Task instructions >> Copy the data precisely, character for character, and leave out every picture.

Provided material >>
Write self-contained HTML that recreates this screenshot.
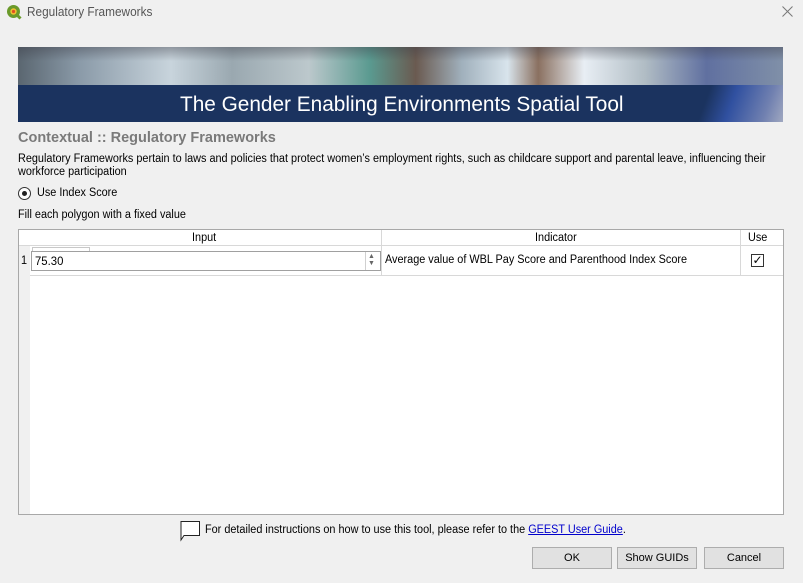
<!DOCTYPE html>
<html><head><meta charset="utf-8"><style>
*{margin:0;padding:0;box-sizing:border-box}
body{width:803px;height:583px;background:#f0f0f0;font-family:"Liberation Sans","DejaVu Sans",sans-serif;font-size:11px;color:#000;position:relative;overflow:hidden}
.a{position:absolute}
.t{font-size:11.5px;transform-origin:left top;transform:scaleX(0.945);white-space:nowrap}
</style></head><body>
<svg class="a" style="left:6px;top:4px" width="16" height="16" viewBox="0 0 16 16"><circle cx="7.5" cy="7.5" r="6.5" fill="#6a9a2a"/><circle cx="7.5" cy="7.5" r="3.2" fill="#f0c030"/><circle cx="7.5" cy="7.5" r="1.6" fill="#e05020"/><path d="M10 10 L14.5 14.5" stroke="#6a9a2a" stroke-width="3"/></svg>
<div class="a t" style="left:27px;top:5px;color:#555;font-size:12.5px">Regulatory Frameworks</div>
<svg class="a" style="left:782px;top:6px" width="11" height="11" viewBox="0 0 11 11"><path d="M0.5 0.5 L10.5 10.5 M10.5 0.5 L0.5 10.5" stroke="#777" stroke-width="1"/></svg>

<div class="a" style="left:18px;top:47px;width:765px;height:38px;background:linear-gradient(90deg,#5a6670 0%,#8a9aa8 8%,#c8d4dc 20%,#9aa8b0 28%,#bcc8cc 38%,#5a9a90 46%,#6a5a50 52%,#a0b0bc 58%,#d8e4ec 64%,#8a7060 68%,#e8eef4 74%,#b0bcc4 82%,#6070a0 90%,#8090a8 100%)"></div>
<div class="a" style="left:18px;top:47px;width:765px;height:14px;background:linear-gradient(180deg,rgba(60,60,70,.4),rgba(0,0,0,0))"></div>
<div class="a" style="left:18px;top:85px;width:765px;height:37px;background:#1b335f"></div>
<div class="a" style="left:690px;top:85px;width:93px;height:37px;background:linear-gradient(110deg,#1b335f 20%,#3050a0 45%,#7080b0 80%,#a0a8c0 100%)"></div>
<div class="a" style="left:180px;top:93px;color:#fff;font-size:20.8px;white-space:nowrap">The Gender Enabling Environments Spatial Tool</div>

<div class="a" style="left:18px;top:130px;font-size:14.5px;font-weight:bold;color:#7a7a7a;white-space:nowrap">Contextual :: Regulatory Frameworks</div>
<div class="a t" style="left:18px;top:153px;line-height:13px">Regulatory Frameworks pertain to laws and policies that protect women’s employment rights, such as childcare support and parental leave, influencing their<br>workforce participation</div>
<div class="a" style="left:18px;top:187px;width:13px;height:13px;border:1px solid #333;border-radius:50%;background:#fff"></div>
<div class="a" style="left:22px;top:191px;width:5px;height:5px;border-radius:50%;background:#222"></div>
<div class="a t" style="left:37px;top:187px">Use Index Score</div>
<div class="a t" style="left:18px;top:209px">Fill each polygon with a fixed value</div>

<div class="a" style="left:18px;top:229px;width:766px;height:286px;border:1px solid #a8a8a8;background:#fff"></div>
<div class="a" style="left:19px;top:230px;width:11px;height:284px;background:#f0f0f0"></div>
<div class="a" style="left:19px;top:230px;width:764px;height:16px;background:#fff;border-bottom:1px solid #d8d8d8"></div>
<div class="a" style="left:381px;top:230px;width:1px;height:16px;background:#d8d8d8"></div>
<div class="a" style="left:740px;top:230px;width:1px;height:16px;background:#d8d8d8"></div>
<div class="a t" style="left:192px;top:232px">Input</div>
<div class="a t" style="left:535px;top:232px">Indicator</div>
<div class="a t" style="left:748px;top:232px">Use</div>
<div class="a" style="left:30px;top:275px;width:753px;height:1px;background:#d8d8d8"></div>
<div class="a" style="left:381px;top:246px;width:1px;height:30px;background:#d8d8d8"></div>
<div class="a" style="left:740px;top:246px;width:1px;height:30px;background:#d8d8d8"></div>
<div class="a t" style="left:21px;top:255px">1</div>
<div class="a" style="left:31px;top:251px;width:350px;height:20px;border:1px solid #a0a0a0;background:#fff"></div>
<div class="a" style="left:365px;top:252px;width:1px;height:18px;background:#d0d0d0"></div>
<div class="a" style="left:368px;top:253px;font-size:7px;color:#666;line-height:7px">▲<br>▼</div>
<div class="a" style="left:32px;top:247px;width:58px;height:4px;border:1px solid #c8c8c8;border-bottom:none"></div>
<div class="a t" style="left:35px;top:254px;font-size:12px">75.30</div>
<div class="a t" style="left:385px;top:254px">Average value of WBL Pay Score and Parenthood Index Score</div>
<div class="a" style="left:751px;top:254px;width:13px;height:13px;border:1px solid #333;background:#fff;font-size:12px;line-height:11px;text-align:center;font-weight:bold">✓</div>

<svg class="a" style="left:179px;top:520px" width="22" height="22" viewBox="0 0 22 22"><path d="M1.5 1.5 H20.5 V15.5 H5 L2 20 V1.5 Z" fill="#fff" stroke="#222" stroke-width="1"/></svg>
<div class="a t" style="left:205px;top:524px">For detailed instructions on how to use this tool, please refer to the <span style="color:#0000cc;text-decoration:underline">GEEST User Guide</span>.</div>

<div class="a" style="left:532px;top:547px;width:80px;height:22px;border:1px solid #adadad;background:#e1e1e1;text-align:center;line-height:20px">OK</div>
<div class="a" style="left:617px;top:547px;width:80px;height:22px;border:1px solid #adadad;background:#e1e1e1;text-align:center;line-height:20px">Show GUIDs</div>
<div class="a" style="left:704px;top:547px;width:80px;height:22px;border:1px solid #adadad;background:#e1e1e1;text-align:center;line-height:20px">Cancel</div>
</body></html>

Response below >>
Write self-contained HTML that recreates this screenshot.
<!DOCTYPE html>
<html><head><meta charset="utf-8"><style>
*{margin:0;padding:0;box-sizing:border-box}
body{width:803px;height:583px;background:#f0f0f0;font-family:"Liberation Sans","DejaVu Sans",sans-serif;font-size:11px;color:#000;position:relative;overflow:hidden}
.a{position:absolute}
.t{font-size:11.5px;transform-origin:left top;transform:scaleX(0.945);white-space:nowrap}
</style></head><body>
<svg class="a" style="left:6px;top:4px" width="16" height="16" viewBox="0 0 16 16"><circle cx="7.5" cy="7.5" r="6.5" fill="#6a9a2a"/><circle cx="7.5" cy="7.5" r="3.2" fill="#f0c030"/><circle cx="7.5" cy="7.5" r="1.6" fill="#e05020"/><path d="M10 10 L14.5 14.5" stroke="#6a9a2a" stroke-width="3"/></svg>
<div class="a t" style="left:27px;top:5px;color:#555;font-size:12.5px">Regulatory Frameworks</div>
<svg class="a" style="left:782px;top:6px" width="11" height="11" viewBox="0 0 11 11"><path d="M0.5 0.5 L10.5 10.5 M10.5 0.5 L0.5 10.5" stroke="#777" stroke-width="1"/></svg>

<div class="a" style="left:18px;top:47px;width:765px;height:38px;background:linear-gradient(90deg,#5a6670 0%,#8a9aa8 8%,#c8d4dc 20%,#9aa8b0 28%,#bcc8cc 38%,#5a9a90 46%,#6a5a50 52%,#a0b0bc 58%,#d8e4ec 64%,#8a7060 68%,#e8eef4 74%,#b0bcc4 82%,#6070a0 90%,#8090a8 100%)"></div>
<div class="a" style="left:18px;top:47px;width:765px;height:14px;background:linear-gradient(180deg,rgba(60,60,70,.4),rgba(0,0,0,0))"></div>
<div class="a" style="left:18px;top:85px;width:765px;height:37px;background:#1b335f"></div>
<div class="a" style="left:690px;top:85px;width:93px;height:37px;background:linear-gradient(110deg,#1b335f 20%,#3050a0 45%,#7080b0 80%,#a0a8c0 100%)"></div>
<div class="a" style="left:180px;top:93px;color:#fff;font-size:20.8px;white-space:nowrap">The Gender Enabling Environments Spatial Tool</div>

<div class="a" style="left:18px;top:130px;font-size:14.5px;font-weight:bold;color:#7a7a7a;white-space:nowrap">Contextual :: Regulatory Frameworks</div>
<div class="a t" style="left:18px;top:153px;line-height:13px">Regulatory Frameworks pertain to laws and policies that protect women’s employment rights, such as childcare support and parental leave, influencing their<br>workforce participation</div>
<div class="a" style="left:18px;top:187px;width:13px;height:13px;border:1px solid #333;border-radius:50%;background:#fff"></div>
<div class="a" style="left:22px;top:191px;width:5px;height:5px;border-radius:50%;background:#222"></div>
<div class="a t" style="left:37px;top:187px">Use Index Score</div>
<div class="a t" style="left:18px;top:209px">Fill each polygon with a fixed value</div>

<div class="a" style="left:18px;top:229px;width:766px;height:286px;border:1px solid #a8a8a8;background:#fff"></div>
<div class="a" style="left:19px;top:230px;width:11px;height:284px;background:#f0f0f0"></div>
<div class="a" style="left:19px;top:230px;width:764px;height:16px;background:#fff;border-bottom:1px solid #d8d8d8"></div>
<div class="a" style="left:381px;top:230px;width:1px;height:16px;background:#d8d8d8"></div>
<div class="a" style="left:740px;top:230px;width:1px;height:16px;background:#d8d8d8"></div>
<div class="a t" style="left:192px;top:232px">Input</div>
<div class="a t" style="left:535px;top:232px">Indicator</div>
<div class="a t" style="left:748px;top:232px">Use</div>
<div class="a" style="left:30px;top:275px;width:753px;height:1px;background:#d8d8d8"></div>
<div class="a" style="left:381px;top:246px;width:1px;height:30px;background:#d8d8d8"></div>
<div class="a" style="left:740px;top:246px;width:1px;height:30px;background:#d8d8d8"></div>
<div class="a t" style="left:21px;top:255px">1</div>
<div class="a" style="left:31px;top:251px;width:350px;height:20px;border:1px solid #a0a0a0;background:#fff"></div>
<div class="a" style="left:365px;top:252px;width:1px;height:18px;background:#d0d0d0"></div>
<div class="a" style="left:368px;top:253px;font-size:7px;color:#666;line-height:7px">▲<br>▼</div>
<div class="a" style="left:32px;top:247px;width:58px;height:4px;border:1px solid #c8c8c8;border-bottom:none"></div>
<div class="a t" style="left:35px;top:254px;font-size:12px">75.30</div>
<div class="a t" style="left:385px;top:254px">Average value of WBL Pay Score and Parenthood Index Score</div>
<div class="a" style="left:751px;top:254px;width:13px;height:13px;border:1px solid #333;background:#fff;font-size:12px;line-height:11px;text-align:center;font-weight:bold">✓</div>

<svg class="a" style="left:179px;top:520px" width="22" height="22" viewBox="0 0 22 22"><path d="M1.5 1.5 H20.5 V15.5 H5 L2 20 V1.5 Z" fill="#fff" stroke="#222" stroke-width="1"/></svg>
<div class="a t" style="left:205px;top:524px">For detailed instructions on how to use this tool, please refer to the <span style="color:#0000cc;text-decoration:underline">GEEST User Guide</span>.</div>

<div class="a" style="left:532px;top:547px;width:80px;height:22px;border:1px solid #adadad;background:#e1e1e1;text-align:center;line-height:20px">OK</div>
<div class="a" style="left:617px;top:547px;width:80px;height:22px;border:1px solid #adadad;background:#e1e1e1;text-align:center;line-height:20px">Show GUIDs</div>
<div class="a" style="left:704px;top:547px;width:80px;height:22px;border:1px solid #adadad;background:#e1e1e1;text-align:center;line-height:20px">Cancel</div>
</body></html>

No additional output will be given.